Given data:
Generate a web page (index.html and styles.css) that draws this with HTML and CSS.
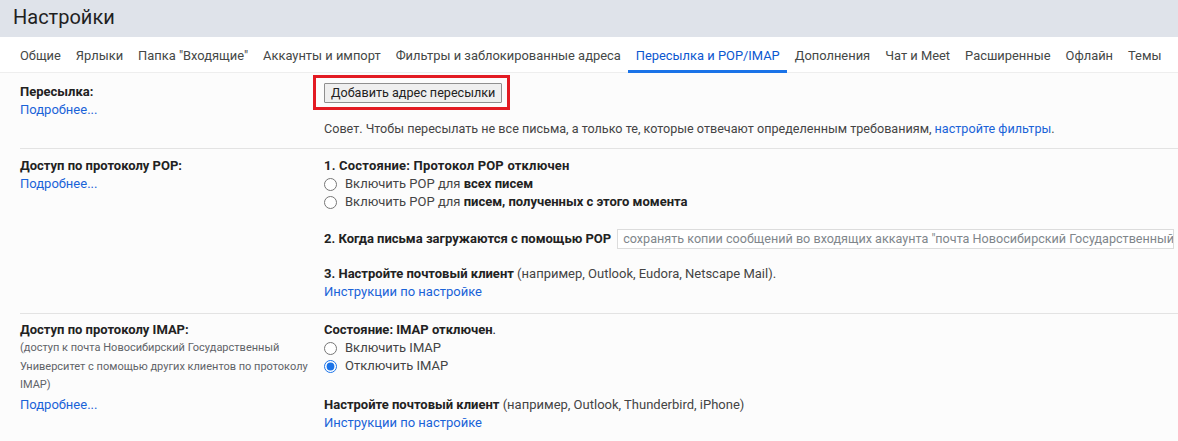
FILE: index.html
```html
<!DOCTYPE html>
<html lang="ru">
<head>
<meta charset="utf-8">
<title>Настройки</title>
<link rel="stylesheet" href="styles.css">
</head>
<body>
<header class="page-head">
  <h1 class="title">Настройки</h1>
</header>
<nav class="tabs">
  <a class="tab">Общие</a>
  <a class="tab">Ярлыки</a>
  <a class="tab">Папка "Входящие"</a>
  <a class="tab">Аккаунты и импорт</a>
  <a class="tab">Фильтры и заблокированные адреса</a>
  <a class="tab active">Пересылка и POP/IMAP</a>
  <a class="tab">Дополнения</a>
  <a class="tab">Чат и Meet</a>
  <a class="tab">Расширенные</a>
  <a class="tab">Офлайн</a>
  <a class="tab">Темы</a>
</nav>
<main class="settings">
  <section class="row row-fwd">
    <div class="label">
      <div class="label-title">Пересылка:</div>
      <a class="link">Подробнее...</a>
    </div>
    <div class="value">
      <div class="highlight"><button class="btn">Добавить адрес пересылки</button></div>
      <p class="tip">Совет. Чтобы пересылать не все письма, а только те, которые отвечают определенным требованиям, <a class="link">настройте фильтры</a>.</p>
    </div>
  </section>
  <section class="row row-pop">
    <div class="label">
      <div class="label-title">Доступ по протоколу POP:</div>
      <a class="link">Подробнее...</a>
    </div>
    <div class="value">
      <div class="strong status-pop">1. Состояние: Протокол POP отключен</div>
      <label class="radio"><input type="radio" name="pop"><span>Включить POP для <b>всех писем</b></span></label>
      <label class="radio"><input type="radio" name="pop"><span>Включить POP для <b>писем, полученных с этого момента</b></span></label>
      <div class="step step-2"><b>2. Когда письма загружаются с помощью POP</b><span class="select">сохранять копии сообщений во входящих аккаунта "почта Новосибирский Государственный</span></div>
      <div class="step step-3"><b>3. Настройте почтовый клиент</b> (например, Outlook, Eudora, Netscape Mail).</div>
      <a class="link">Инструкции по настройке</a>
    </div>
  </section>
  <section class="row row-imap">
    <div class="label">
      <div class="label-title">Доступ по протоколу IMAP:</div>
      <div class="note">(доступ к почта Новосибирский Государственный Университет с помощью других клиентов по протоколу IMAP)</div>
      <a class="link">Подробнее...</a>
    </div>
    <div class="value">
      <div class="strong">Состояние: IMAP отключен<span class="normal">.</span></div>
      <label class="radio"><input type="radio" name="imap"><span>Включить IMAP</span></label>
      <label class="radio"><input type="radio" name="imap" checked><span>Отключить IMAP</span></label>
      <div class="step step-imap"><b>Настройте почтовый клиент</b> (например, Outlook, Thunderbird, iPhone)</div>
      <a class="link">Инструкции по настройке</a>
    </div>
  </section>
</main>
</body>
</html>
```

FILE: styles.css
```css
* { box-sizing: border-box; }
html, body {
  margin: 0;
  padding: 0;
  overflow: hidden;
}
body {
  font-family: Roboto, "Noto Sans", "Liberation Sans", sans-serif;
  font-size: 13px;
  color: #222;
  background: #fcfcfc;
  width: 1178px;
  height: 441px;
}
.page-head {
  height: 37px;
  background: #dfe3ea;
  padding: 0 0 3px 13px;
  display: flex;
  align-items: center;
}
.title {
  margin: 0;
  font-size: 20px;
  font-weight: 400;
  color: #1f1f1f;
  line-height: 26px;
}
.tabs {
  display: flex;
  background: #fff;
  height: 36px;
  padding-left: 12.5px;
  border-bottom: 1px solid #eeeeee;
}
.tab {
  display: flex;
  align-items: center;
  height: 36px;
  margin-bottom: -1px;
  padding: 3px 7.5px 0;
  color: #444746;
  font-size: 12.9px;
  white-space: nowrap;
  border-bottom: 3px solid transparent;
}
.tab.active {
  color: #0b57d0;
  border-bottom-color: #1a73e8;
}
.settings {
  display: flex;
  flex-direction: column;
}
.row {
  display: grid;
  grid-template-columns: 304px 1fr;
  margin-left: 20px;
  line-height: 18px;
}
.row + .row {
  border-top: 1px solid #e3e3e3;
}
.row-fwd { padding: 10px 0 10px; }
.row-pop { padding: 8px 0 12px; }
.row-imap { padding: 7px 0 8px; }
.label-title {
  font-weight: 700;
  color: #222;
}
.link {
  color: #1a63d8;
  text-decoration: none;
  cursor: pointer;
}
.note {
  font-size: 11px;
  color: #5f6368;
  line-height: 18.5px;
  width: 292px;
  margin-bottom: 1.5px;
}
.value {
  min-width: 0;
}
.highlight {
  display: inline-block;
  margin: -8px 0 0 -11px;
  padding: 5px 5px 4px 8px;
  border: 3px solid #e31b23;
}
.btn {
  display: block;
  font-family: Roboto, "Noto Sans", "Liberation Sans", sans-serif;
  font-size: 12.6px;
  color: #222;
  background: #efefef;
  border: 1px solid #8f8f8f;
  border-radius: 1px;
  padding: 0 6px;
  height: 20px;
  line-height: 18px;
}
.tip {
  margin: 10px 0 0;
  color: #444;
  font-size: 12.6px;
}
.strong {
  font-weight: 700;
}
.status-pop { letter-spacing: 0.2px; }
.normal { font-weight: 400; }
.radio {
  display: flex;
  align-items: center;
  color: #444;
  height: 18px;
}
.radio b { color: #222; }
.radio input {
  margin: 0 8px 0 0;
  width: 13px;
  height: 13px;
  accent-color: #1a73e8;
}
.step {
  white-space: nowrap;
}
.step b { color: #222; }
.step-2 {
  margin-top: 18px;
  display: flex;
  align-items: center;
  gap: 6px;
  height: 20px;
  overflow: hidden;
}
.step-3 { margin-top: 16px; color: #444; }
.step-imap { margin-top: 21px; color: #444; }
.select {
  display: block;
  flex: none;
  width: 557px;
  border: 1px solid #dcdcdc;
  background: #fff;
  color: #80868b;
  padding: 0 5px;
  height: 20px;
  line-height: 18px;
  font-size: 12.6px;
  white-space: nowrap;
  overflow: hidden;
}
```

Your objective: Repeat the full listing above exactly, with no pictures in the copy.

Written response:
Generate a web page (index.html and styles.css) that draws this with HTML and CSS.
FILE: index.html
```html
<!DOCTYPE html>
<html lang="ru">
<head>
<meta charset="utf-8">
<title>Настройки</title>
<link rel="stylesheet" href="styles.css">
</head>
<body>
<header class="page-head">
  <h1 class="title">Настройки</h1>
</header>
<nav class="tabs">
  <a class="tab">Общие</a>
  <a class="tab">Ярлыки</a>
  <a class="tab">Папка "Входящие"</a>
  <a class="tab">Аккаунты и импорт</a>
  <a class="tab">Фильтры и заблокированные адреса</a>
  <a class="tab active">Пересылка и POP/IMAP</a>
  <a class="tab">Дополнения</a>
  <a class="tab">Чат и Meet</a>
  <a class="tab">Расширенные</a>
  <a class="tab">Офлайн</a>
  <a class="tab">Темы</a>
</nav>
<main class="settings">
  <section class="row row-fwd">
    <div class="label">
      <div class="label-title">Пересылка:</div>
      <a class="link">Подробнее...</a>
    </div>
    <div class="value">
      <div class="highlight"><button class="btn">Добавить адрес пересылки</button></div>
      <p class="tip">Совет. Чтобы пересылать не все письма, а только те, которые отвечают определенным требованиям, <a class="link">настройте фильтры</a>.</p>
    </div>
  </section>
  <section class="row row-pop">
    <div class="label">
      <div class="label-title">Доступ по протоколу POP:</div>
      <a class="link">Подробнее...</a>
    </div>
    <div class="value">
      <div class="strong status-pop">1. Состояние: Протокол POP отключен</div>
      <label class="radio"><input type="radio" name="pop"><span>Включить POP для <b>всех писем</b></span></label>
      <label class="radio"><input type="radio" name="pop"><span>Включить POP для <b>писем, полученных с этого момента</b></span></label>
      <div class="step step-2"><b>2. Когда письма загружаются с помощью POP</b><span class="select">сохранять копии сообщений во входящих аккаунта "почта Новосибирский Государственный</span></div>
      <div class="step step-3"><b>3. Настройте почтовый клиент</b> (например, Outlook, Eudora, Netscape Mail).</div>
      <a class="link">Инструкции по настройке</a>
    </div>
  </section>
  <section class="row row-imap">
    <div class="label">
      <div class="label-title">Доступ по протоколу IMAP:</div>
      <div class="note">(доступ к почта Новосибирский Государственный Университет с помощью других клиентов по протоколу IMAP)</div>
      <a class="link">Подробнее...</a>
    </div>
    <div class="value">
      <div class="strong">Состояние: IMAP отключен<span class="normal">.</span></div>
      <label class="radio"><input type="radio" name="imap"><span>Включить IMAP</span></label>
      <label class="radio"><input type="radio" name="imap" checked><span>Отключить IMAP</span></label>
      <div class="step step-imap"><b>Настройте почтовый клиент</b> (например, Outlook, Thunderbird, iPhone)</div>
      <a class="link">Инструкции по настройке</a>
    </div>
  </section>
</main>
</body>
</html>
```

FILE: styles.css
```css
* { box-sizing: border-box; }
html, body {
  margin: 0;
  padding: 0;
  overflow: hidden;
}
body {
  font-family: Roboto, "Noto Sans", "Liberation Sans", sans-serif;
  font-size: 13px;
  color: #222;
  background: #fcfcfc;
  width: 1178px;
  height: 441px;
}
.page-head {
  height: 37px;
  background: #dfe3ea;
  padding: 0 0 3px 13px;
  display: flex;
  align-items: center;
}
.title {
  margin: 0;
  font-size: 20px;
  font-weight: 400;
  color: #1f1f1f;
  line-height: 26px;
}
.tabs {
  display: flex;
  background: #fff;
  height: 36px;
  padding-left: 12.5px;
  border-bottom: 1px solid #eeeeee;
}
.tab {
  display: flex;
  align-items: center;
  height: 36px;
  margin-bottom: -1px;
  padding: 3px 7.5px 0;
  color: #444746;
  font-size: 12.9px;
  white-space: nowrap;
  border-bottom: 3px solid transparent;
}
.tab.active {
  color: #0b57d0;
  border-bottom-color: #1a73e8;
}
.settings {
  display: flex;
  flex-direction: column;
}
.row {
  display: grid;
  grid-template-columns: 304px 1fr;
  margin-left: 20px;
  line-height: 18px;
}
.row + .row {
  border-top: 1px solid #e3e3e3;
}
.row-fwd { padding: 10px 0 10px; }
.row-pop { padding: 8px 0 12px; }
.row-imap { padding: 7px 0 8px; }
.label-title {
  font-weight: 700;
  color: #222;
}
.link {
  color: #1a63d8;
  text-decoration: none;
  cursor: pointer;
}
.note {
  font-size: 11px;
  color: #5f6368;
  line-height: 18.5px;
  width: 292px;
  margin-bottom: 1.5px;
}
.value {
  min-width: 0;
}
.highlight {
  display: inline-block;
  margin: -8px 0 0 -11px;
  padding: 5px 5px 4px 8px;
  border: 3px solid #e31b23;
}
.btn {
  display: block;
  font-family: Roboto, "Noto Sans", "Liberation Sans", sans-serif;
  font-size: 12.6px;
  color: #222;
  background: #efefef;
  border: 1px solid #8f8f8f;
  border-radius: 1px;
  padding: 0 6px;
  height: 20px;
  line-height: 18px;
}
.tip {
  margin: 10px 0 0;
  color: #444;
  font-size: 12.6px;
}
.strong {
  font-weight: 700;
}
.status-pop { letter-spacing: 0.2px; }
.normal { font-weight: 400; }
.radio {
  display: flex;
  align-items: center;
  color: #444;
  height: 18px;
}
.radio b { color: #222; }
.radio input {
  margin: 0 8px 0 0;
  width: 13px;
  height: 13px;
  accent-color: #1a73e8;
}
.step {
  white-space: nowrap;
}
.step b { color: #222; }
.step-2 {
  margin-top: 18px;
  display: flex;
  align-items: center;
  gap: 6px;
  height: 20px;
  overflow: hidden;
}
.step-3 { margin-top: 16px; color: #444; }
.step-imap { margin-top: 21px; color: #444; }
.select {
  display: block;
  flex: none;
  width: 557px;
  border: 1px solid #dcdcdc;
  background: #fff;
  color: #80868b;
  padding: 0 5px;
  height: 20px;
  line-height: 18px;
  font-size: 12.6px;
  white-space: nowrap;
  overflow: hidden;
}
```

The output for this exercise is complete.